Youn Sun Nah

15/10/2017

Salle des fêtes - Schiltigheim

Par Jean-Philippe Haas

Photos: Samson Kadouche

Site du groupe : https://www.younsunnah.com/

La tournée marathon de la Sud-Coréenne Youn Sun Nah passait, ce 10 octobre 2017, par la salle des fêtes de Schiltigheim. L’une des plus grandes artistes du jazz vocal actuel venait défendre sur scène son superbe She Moves On, un album marqué avant tout par les songwriters emblématiques américains. Devant une salle comble et conquise d’avance, la plus francophile des chanteuses de jazz a offert une performance flamboyante.

Des quatre musiciens qui l’accompagnent, seul Brad Jones à la contrebasse figure sur le disque. L’incontournable Frank Woeste au piano et Fender Rhodes, Tomek Miernowski aux guitares et Ben Perowsky à la batterie complètent donc le groupe de la tournée.

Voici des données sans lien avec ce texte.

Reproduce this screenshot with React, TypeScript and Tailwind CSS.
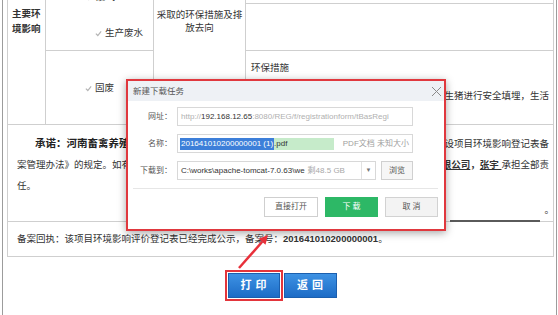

D’une petite voix presque murmurée en français, langue dans laquelle elle s’exprime aisément, Youn Sun Nah salue le public alsacien avant d’entamer son tour de chant. Celui-ci sera d’une intensité rare. Car si son dernier album comporte de nombreuses reprises, la chanteuse réussit à transfigurer chaque titre, grâce à la puissance et l’expressivité de sa voix, à lui donner un nouveau relief, tel ce « Drifting » de Jimi Hendrix où elle monte de façon vertigineuse dans les aigus, à la lutte avec la guitare déchaînée de Tomek Miernowski sur un final éblouissant. Et puis il y a bien évidemment « She Moves On » de Paul Simon. Ce titre est placé sous le signe de l’enthousiasme, du swing, avec une interprète qui lâche les chevaux non seulement vocalement, mais également physiquement, quitte à sortir du périmètre sécurisé de son pied de micro.

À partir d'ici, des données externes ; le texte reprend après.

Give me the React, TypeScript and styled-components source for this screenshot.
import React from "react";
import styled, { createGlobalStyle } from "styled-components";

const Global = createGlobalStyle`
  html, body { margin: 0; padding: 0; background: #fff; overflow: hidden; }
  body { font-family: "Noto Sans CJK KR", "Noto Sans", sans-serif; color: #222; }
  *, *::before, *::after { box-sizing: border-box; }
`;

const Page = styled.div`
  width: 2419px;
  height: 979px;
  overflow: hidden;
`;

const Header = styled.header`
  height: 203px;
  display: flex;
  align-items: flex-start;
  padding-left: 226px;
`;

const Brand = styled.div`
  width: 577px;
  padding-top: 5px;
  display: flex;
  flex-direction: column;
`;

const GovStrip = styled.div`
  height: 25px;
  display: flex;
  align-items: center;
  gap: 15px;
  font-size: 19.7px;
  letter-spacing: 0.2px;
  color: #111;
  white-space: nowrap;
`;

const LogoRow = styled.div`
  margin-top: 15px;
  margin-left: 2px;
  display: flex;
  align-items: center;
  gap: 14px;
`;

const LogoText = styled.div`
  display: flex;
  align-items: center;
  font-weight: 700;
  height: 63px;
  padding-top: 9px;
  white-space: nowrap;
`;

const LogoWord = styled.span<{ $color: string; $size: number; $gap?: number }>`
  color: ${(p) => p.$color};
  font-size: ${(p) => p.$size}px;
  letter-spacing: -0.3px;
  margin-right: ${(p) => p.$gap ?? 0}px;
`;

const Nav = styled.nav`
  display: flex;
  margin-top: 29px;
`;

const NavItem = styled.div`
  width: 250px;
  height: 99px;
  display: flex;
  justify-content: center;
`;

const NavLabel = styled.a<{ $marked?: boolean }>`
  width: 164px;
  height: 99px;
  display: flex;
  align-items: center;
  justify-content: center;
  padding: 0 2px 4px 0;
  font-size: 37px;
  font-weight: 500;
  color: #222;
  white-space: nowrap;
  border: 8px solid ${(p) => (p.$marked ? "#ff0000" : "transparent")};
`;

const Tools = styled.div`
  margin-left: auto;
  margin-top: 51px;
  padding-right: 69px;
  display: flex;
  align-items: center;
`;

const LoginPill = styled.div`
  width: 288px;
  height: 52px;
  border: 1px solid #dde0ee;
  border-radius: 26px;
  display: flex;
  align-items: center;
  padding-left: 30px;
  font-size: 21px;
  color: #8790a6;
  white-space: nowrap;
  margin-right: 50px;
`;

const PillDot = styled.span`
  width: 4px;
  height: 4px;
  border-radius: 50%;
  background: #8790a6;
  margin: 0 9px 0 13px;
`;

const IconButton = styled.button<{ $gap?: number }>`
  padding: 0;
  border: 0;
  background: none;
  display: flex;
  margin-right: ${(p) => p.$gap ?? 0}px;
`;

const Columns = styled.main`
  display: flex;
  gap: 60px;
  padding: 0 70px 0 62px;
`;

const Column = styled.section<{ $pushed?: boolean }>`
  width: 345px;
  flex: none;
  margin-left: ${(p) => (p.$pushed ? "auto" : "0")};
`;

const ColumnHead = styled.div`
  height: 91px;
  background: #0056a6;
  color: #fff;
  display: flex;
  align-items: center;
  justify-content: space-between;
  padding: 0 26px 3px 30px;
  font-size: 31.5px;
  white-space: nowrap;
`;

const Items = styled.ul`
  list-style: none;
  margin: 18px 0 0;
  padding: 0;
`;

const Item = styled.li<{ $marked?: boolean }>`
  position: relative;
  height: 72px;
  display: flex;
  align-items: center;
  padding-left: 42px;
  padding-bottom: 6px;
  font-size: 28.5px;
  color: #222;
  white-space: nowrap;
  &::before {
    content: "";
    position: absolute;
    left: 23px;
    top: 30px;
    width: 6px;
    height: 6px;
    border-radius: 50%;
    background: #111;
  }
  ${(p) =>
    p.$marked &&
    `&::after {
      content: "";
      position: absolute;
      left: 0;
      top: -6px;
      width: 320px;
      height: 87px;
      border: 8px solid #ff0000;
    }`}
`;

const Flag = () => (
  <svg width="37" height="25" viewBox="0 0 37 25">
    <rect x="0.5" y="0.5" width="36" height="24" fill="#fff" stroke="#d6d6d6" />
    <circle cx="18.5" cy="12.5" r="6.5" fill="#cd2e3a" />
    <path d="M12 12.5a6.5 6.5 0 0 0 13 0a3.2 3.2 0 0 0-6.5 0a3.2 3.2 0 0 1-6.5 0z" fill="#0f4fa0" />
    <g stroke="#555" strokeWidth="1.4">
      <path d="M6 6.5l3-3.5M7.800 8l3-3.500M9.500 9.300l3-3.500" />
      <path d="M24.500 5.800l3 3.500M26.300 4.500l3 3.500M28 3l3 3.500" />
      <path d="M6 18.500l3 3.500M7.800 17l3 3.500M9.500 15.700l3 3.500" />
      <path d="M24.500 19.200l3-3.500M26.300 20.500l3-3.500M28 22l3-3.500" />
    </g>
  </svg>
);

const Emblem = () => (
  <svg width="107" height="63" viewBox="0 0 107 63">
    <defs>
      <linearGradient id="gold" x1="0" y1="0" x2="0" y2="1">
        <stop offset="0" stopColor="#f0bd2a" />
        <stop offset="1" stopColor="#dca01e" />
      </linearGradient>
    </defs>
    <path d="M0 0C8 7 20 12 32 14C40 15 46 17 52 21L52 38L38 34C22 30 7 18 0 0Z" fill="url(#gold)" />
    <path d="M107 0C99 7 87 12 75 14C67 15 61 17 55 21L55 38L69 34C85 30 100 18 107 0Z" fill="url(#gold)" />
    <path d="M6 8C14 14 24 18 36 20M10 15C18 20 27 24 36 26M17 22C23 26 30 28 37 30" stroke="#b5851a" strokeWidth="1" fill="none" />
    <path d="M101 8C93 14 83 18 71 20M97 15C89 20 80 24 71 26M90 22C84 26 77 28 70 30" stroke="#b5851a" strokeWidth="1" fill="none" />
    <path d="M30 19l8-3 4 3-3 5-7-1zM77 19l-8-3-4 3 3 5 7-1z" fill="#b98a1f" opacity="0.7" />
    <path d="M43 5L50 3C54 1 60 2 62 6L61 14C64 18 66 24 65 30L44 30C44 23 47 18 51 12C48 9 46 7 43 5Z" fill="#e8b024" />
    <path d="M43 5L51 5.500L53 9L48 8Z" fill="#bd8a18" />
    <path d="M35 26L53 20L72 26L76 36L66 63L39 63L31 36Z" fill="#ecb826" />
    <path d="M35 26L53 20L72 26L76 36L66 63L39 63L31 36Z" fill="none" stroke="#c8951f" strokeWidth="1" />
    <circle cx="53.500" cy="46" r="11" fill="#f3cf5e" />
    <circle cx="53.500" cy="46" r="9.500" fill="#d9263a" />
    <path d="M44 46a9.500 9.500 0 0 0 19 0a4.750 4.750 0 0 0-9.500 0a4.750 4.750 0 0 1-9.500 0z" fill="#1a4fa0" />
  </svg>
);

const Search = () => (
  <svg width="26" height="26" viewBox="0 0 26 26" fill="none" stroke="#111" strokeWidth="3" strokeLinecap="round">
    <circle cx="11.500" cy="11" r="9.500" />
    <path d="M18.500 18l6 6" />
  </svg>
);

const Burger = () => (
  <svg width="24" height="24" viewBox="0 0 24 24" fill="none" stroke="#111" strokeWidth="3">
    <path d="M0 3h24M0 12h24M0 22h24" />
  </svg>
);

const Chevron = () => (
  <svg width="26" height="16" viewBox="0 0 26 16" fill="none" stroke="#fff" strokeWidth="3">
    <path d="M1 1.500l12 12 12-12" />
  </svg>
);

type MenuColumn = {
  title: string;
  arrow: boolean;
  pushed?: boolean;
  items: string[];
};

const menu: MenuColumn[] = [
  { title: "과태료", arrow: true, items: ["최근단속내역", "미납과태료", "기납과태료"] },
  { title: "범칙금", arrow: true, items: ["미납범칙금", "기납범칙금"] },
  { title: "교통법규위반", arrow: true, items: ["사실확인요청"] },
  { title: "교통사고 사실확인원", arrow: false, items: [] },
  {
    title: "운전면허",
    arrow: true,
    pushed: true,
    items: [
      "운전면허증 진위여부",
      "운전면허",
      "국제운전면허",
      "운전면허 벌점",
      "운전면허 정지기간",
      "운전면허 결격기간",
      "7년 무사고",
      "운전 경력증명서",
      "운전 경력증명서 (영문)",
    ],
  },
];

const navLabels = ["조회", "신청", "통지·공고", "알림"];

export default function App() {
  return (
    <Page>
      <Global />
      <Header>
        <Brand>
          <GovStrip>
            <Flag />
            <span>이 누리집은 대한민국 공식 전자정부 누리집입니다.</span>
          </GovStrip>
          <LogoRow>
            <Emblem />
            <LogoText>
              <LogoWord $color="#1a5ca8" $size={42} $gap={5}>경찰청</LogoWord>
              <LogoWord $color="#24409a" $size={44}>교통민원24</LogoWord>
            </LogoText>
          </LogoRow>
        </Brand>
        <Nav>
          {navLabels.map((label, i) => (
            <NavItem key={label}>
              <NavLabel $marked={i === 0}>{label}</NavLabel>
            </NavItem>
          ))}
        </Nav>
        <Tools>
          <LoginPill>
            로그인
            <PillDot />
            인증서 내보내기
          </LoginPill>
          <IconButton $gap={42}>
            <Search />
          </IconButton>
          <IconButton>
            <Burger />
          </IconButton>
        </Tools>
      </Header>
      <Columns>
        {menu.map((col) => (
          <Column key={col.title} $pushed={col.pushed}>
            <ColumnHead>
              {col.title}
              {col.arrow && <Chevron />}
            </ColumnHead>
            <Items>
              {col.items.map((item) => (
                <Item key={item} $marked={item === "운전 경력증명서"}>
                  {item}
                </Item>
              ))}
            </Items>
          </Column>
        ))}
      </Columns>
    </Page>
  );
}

La qualité de l’acoustique participe largement à la fête : malgré le contraste parfois important entre les titres, le son est parfait, équilibré, ce qui est loin d’être la norme actuellement, même dans le jazz. Tout est donc réuni pour faire de ce concert un moment inoubliable. Le public est promené en permanence de moments recueillis, presque solennels, en jaillissements d’énergie positive, comme cette version explosive de « Take Me To The River » d’Al Greene. C’est que l’électricité s’accorde autant que les sonorités acoustiques avec la voix de la Coréenne, parfaitement à l’aise dans ces registres très différents. Timbre éraillé de crooner ou chant limpide et haut perché, Youn Sun Nah marie technique parfaite et exaltation, menant les spectateurs à travers un large spectre émotionnel jusqu’à leur donner le frisson. Qu’il s’agisse de « No Other Name », un duo intimiste avec Tomek Miernowski, sorte de ballade triste aux reflets country (et popularisé par Peter, Paul & Mary dans les années soixante) ou d’une composition enjouée et très rythmée comme « Momento Magico » d’Ulf Wakenius où tous les musiciens s’en donnent à cœur joie, la chanteuse ravit la salle avec un organe vocal qui semble capable de tout. On n’est même pas surpris de l’entendre reprendre d’une voix rocailleuse le « Jockey Full of Bourbon » de Tom Waits (qui figure sur l’album Voyage de 2008), mais simplement subjugué par la performance et convaincu de participer à un grand moment de musique.

En premier rappel, « The Dawntreader » de Joni Mitchell semble conclure le spectacle en apothéose. Le public est debout et applaudit à tout rompre, jusqu’à ce que l’artiste réapparaisse pour démentir presque timidement qu’il s’agissait du dernier morceau. Le vrai final, ce sera une sublime reprise de « Avec le temps » de Léo Ferré, chargée de conviction et d’émotion, ultime démonstration du talent hors du commun de Youn Sun Nah.